Seguí sintiendo diferente, amando diferente. Dios callaba. No solo no se hizo el milagro por el que de repente me convirtiese en heterosexual practicante, sino que no percibía ningún signo que diese sentido desde la fe, desde Él, a mi identidad homosexual, cada vez más patente.


Porque evidentemente fui aceptándome tal como soy. Todos mis problemas y dificultades para reconocerme estaban cimentados en la fe y en la educación que había recibido como cristiano. Por eso, a partir de cierta etapa de mi vida, una vez superada la adolescencia y primera juventud, poco a poco aprendí a salvar mi corazón y mi cabeza, dejando para más adelante el alma. Eso me liberó como persona definitivamente.


Aun así, pese a todo, seguí pidiendo a Dios como esa viuda pesada e infatigable pedía justicia al juez. Ya no tanto que me hiciese «normal», sino que me devolviese el sentimiento de saberme hijo querido suyo, que me demostrara que me amaba como al resto de hombres y mujeres, que me hiciese ver que quienes en su nombre basaban su desprecio y exclusión estaban equivocados.

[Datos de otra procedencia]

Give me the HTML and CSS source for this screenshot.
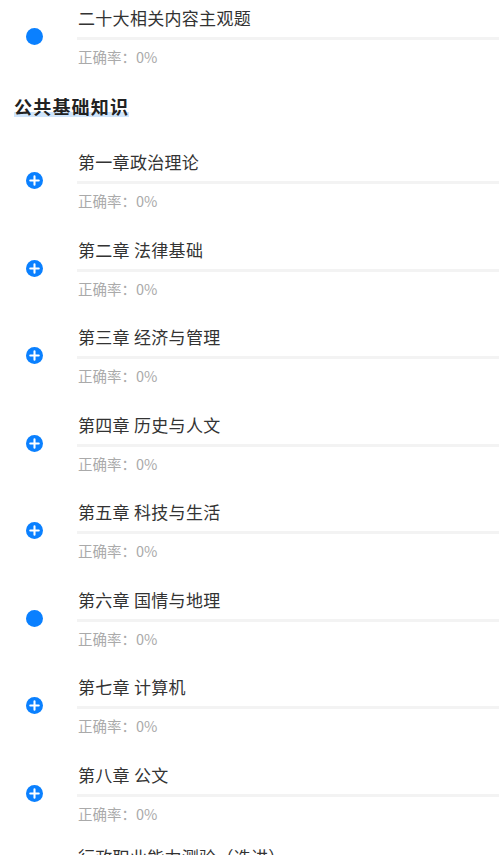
FILE: index.html
```html
<!DOCTYPE html>
<html lang="zh-CN">
<head>
    <meta charset="UTF-8">
    <title>章节练习</title>
    <link rel="stylesheet" href="styles.css">
</head>
<body>
    <div class="list list-top">
        <div class="item">
            <span class="icon dot"></span>
            <div class="content">
                <div class="title">二十大相关内容主观题</div>
                <div class="bar"></div>
                <div class="rate">正确率：0%</div>
            </div>
        </div>
    </div>

    <h2 class="section"><span>公共基础知识</span></h2>

    <div class="list">
        <div class="item">
            <span class="icon plus"><svg viewBox="0 0 18 18"><path d="M9 4.5v9M4.5 9h9"/></svg></span>
            <div class="content">
                <div class="title">第一章政治理论</div>
                <div class="bar"></div>
                <div class="rate">正确率：0%</div>
            </div>
        </div>
        <div class="item">
            <span class="icon plus"><svg viewBox="0 0 18 18"><path d="M9 4.5v9M4.5 9h9"/></svg></span>
            <div class="content">
                <div class="title">第二章 法律基础</div>
                <div class="bar"></div>
                <div class="rate">正确率：0%</div>
            </div>
        </div>
        <div class="item">
            <span class="icon plus"><svg viewBox="0 0 18 18"><path d="M9 4.5v9M4.5 9h9"/></svg></span>
            <div class="content">
                <div class="title">第三章 经济与管理</div>
                <div class="bar"></div>
                <div class="rate">正确率：0%</div>
            </div>
        </div>
        <div class="item">
            <span class="icon plus"><svg viewBox="0 0 18 18"><path d="M9 4.5v9M4.5 9h9"/></svg></span>
            <div class="content">
                <div class="title">第四章 历史与人文</div>
                <div class="bar"></div>
                <div class="rate">正确率：0%</div>
            </div>
        </div>
        <div class="item">
            <span class="icon plus"><svg viewBox="0 0 18 18"><path d="M9 4.5v9M4.5 9h9"/></svg></span>
            <div class="content">
                <div class="title">第五章 科技与生活</div>
                <div class="bar"></div>
                <div class="rate">正确率：0%</div>
            </div>
        </div>
        <div class="item">
            <span class="icon dot"></span>
            <div class="content">
                <div class="title">第六章 国情与地理</div>
                <div class="bar"></div>
                <div class="rate">正确率：0%</div>
            </div>
        </div>
        <div class="item">
            <span class="icon plus"><svg viewBox="0 0 18 18"><path d="M9 4.5v9M4.5 9h9"/></svg></span>
            <div class="content">
                <div class="title">第七章 计算机</div>
                <div class="bar"></div>
                <div class="rate">正确率：0%</div>
            </div>
        </div>
        <div class="item">
            <span class="icon plus"><svg viewBox="0 0 18 18"><path d="M9 4.5v9M4.5 9h9"/></svg></span>
            <div class="content">
                <div class="title">第八章 公文</div>
                <div class="bar"></div>
                <div class="rate">正确率：0%</div>
            </div>
        </div>
        <div class="item item-tight">
            <span class="icon plus"><svg viewBox="0 0 18 18"><path d="M9 4.5v9M4.5 9h9"/></svg></span>
            <div class="content">
                <div class="title">行政职业能力测验（选讲）</div>
                <div class="bar"></div>
                <div class="rate">正确率：0%</div>
            </div>
        </div>
    </div>
</body>
</html>
```

FILE: styles.css
```css
body {
    margin: 0;
    background: #ffffff;
    font-family: "Noto Sans CJK SC", "Noto Sans", sans-serif;
    overflow: hidden;
}

/* la vista está desplazada: el primer elemento queda cortado arriba */
.list-top {
    margin-top: -6px;
}

.item {
    display: flex;
    align-items: center;
    padding: 12px 0 14.5px;
}

.item-tight {
    padding-top: 7px;
}

.icon {
    flex: none;
    width: 17px;
    height: 17px;
    margin: 0 34px 0 26px;
    border-radius: 50%;
    background-color: #0a80ff;
}

.icon svg {
    display: block;
    width: 17px;
    height: 17px;
    fill: none;
    stroke: #ffffff;
    stroke-width: 2.2;
    stroke-linecap: round;
}

.content {
    flex: 1;
    min-width: 0;
}

.title {
    font-size: 17px;
    line-height: 24px;
    letter-spacing: 0.3px;
    color: #333333;
    padding-left: 1px;
    white-space: nowrap;
}

.bar {
    height: 3px;
    margin-top: 7px;
    background-color: #f3f3f3;
}

.rate {
    margin-top: 7px;
    font-size: 14.5px;
    line-height: 20px;
    color: #aaaaaa;
    padding-left: 1px;
}

.section {
    margin: 12px 0 20.5px;
    padding-left: 14px;
    font-size: 18px;
    line-height: 24px;
    font-weight: bold;
    letter-spacing: 1.2px;
    color: #222222;
}

.section span {
    background: linear-gradient(to bottom, transparent 72%, #cfe5fc 72%, #cfe5fc 92%, transparent 92%);
}
```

Nunca perdí la fe. En el fondo de mí siempre estuvo el presentimiento de que Dios estaba conmigo, como la viuda supo siempre que su demanda era justa. Pero ella necesitaba que el juez hiciese efectiva justicia y yo precisaba que Dios me dijese que era normal desde el principio, desde el vientre de mi madre.


No perdí la fe. Puede que perdiera la esperanza en algún momento de mi vida pero no la fe, que manifestaba cada día pidiendo a Dios con tenacidad algo que de por sí ya tenía concedido, pero que no fui capaz de interpretar hasta que no aprendí a ver a Dios en cada detalle que conformaba lo que yo era, incluyendo mi afectividad y mi sexualidad.


La fe de las personas LGBTIQ+ cristianas es inalterable, indestructible. Si logramos superar la desesperanza que nos produce todo aquello que intenta separarnos del amor de Dios —fanatismos religiosos, doctrinas desleales, comportamientos inmisericordes, creencias intransigentes—, es gracias a la fe. Cuando comprendemos que nuestra «anormalidad» está inducida por las personas y en ningún caso es obra de Dios, quien nos hizo a su imagen y semejanza por lo que somos obra perfecta suya, entonces nuestra fe encuentra respuesta.

¿Cómo no iba a hacer justicia Dios con sus elegidos?


El relato de Lucas termina con una pregunta muy directa de Jesús: «Cuando venga el Hijo del hombre, ¿encontrará todavía fe en la tierra?»


No estoy seguro de que mi fe sea tan fuerte como la que espera Jesús de mí, pero tengo la certeza de que no puede ser más fiel si la medimos en términos de constancia y confianza. Desde que era un niño no he cesado de pedirle y todo, de una forma u otra, más tarde o más temprano, me lo ha ido dando en la medida que era bueno para mí y desde mí para los demás. 

La pregunta de Jesús se refiere a la viuda, como ejemplo de perseverancia y también de testimonio en la esperanza de que incluso lo que parece imposible puede conseguirse. La viuda y yo —y conmigo probablemente muchas personas LGBTIQ+ cristianas— tenemos en común una larga experiencia de soledad y también una gran necesidad de que se haga justicia. Ambas cosas fundamentan nuestra confianza en quien puede darnos lo que ansiamos. Y así es como se sostiene nuestra fe, la de la viuda de la parábola, la mía sin duda. La tuya también.



En aquel tiempo, Jesús, para explicar a sus discípulos cómo tenían que orar siempre sin desanimarse, les propuso esta parábola: "Había un juez en una ciudad que ni temía a Dios ni le importaban los hombres.
En la misma ciudad había una viuda que solía ir a decirle: "Hazme justicia frente a mi adversario."
Por algún tiempo se negó, pero después se dijo: "Aunque ni temo a Dios ni me importan los hombres, como esta viuda me está fastidiando, le haré justicia, no vaya a acabar pegándome en la cara."
Y el Señor añadió: "Fijaos en lo que dice el juez injusto; pues Dios, ¿no hará justicia a sus elegidos que le gritan día y noche?; ¿o les dará largas? Os digo que les hará justicia sin tardar. Pero, cuando venga el Hijo del hombre, ¿encontrará esta fe en la tierra?"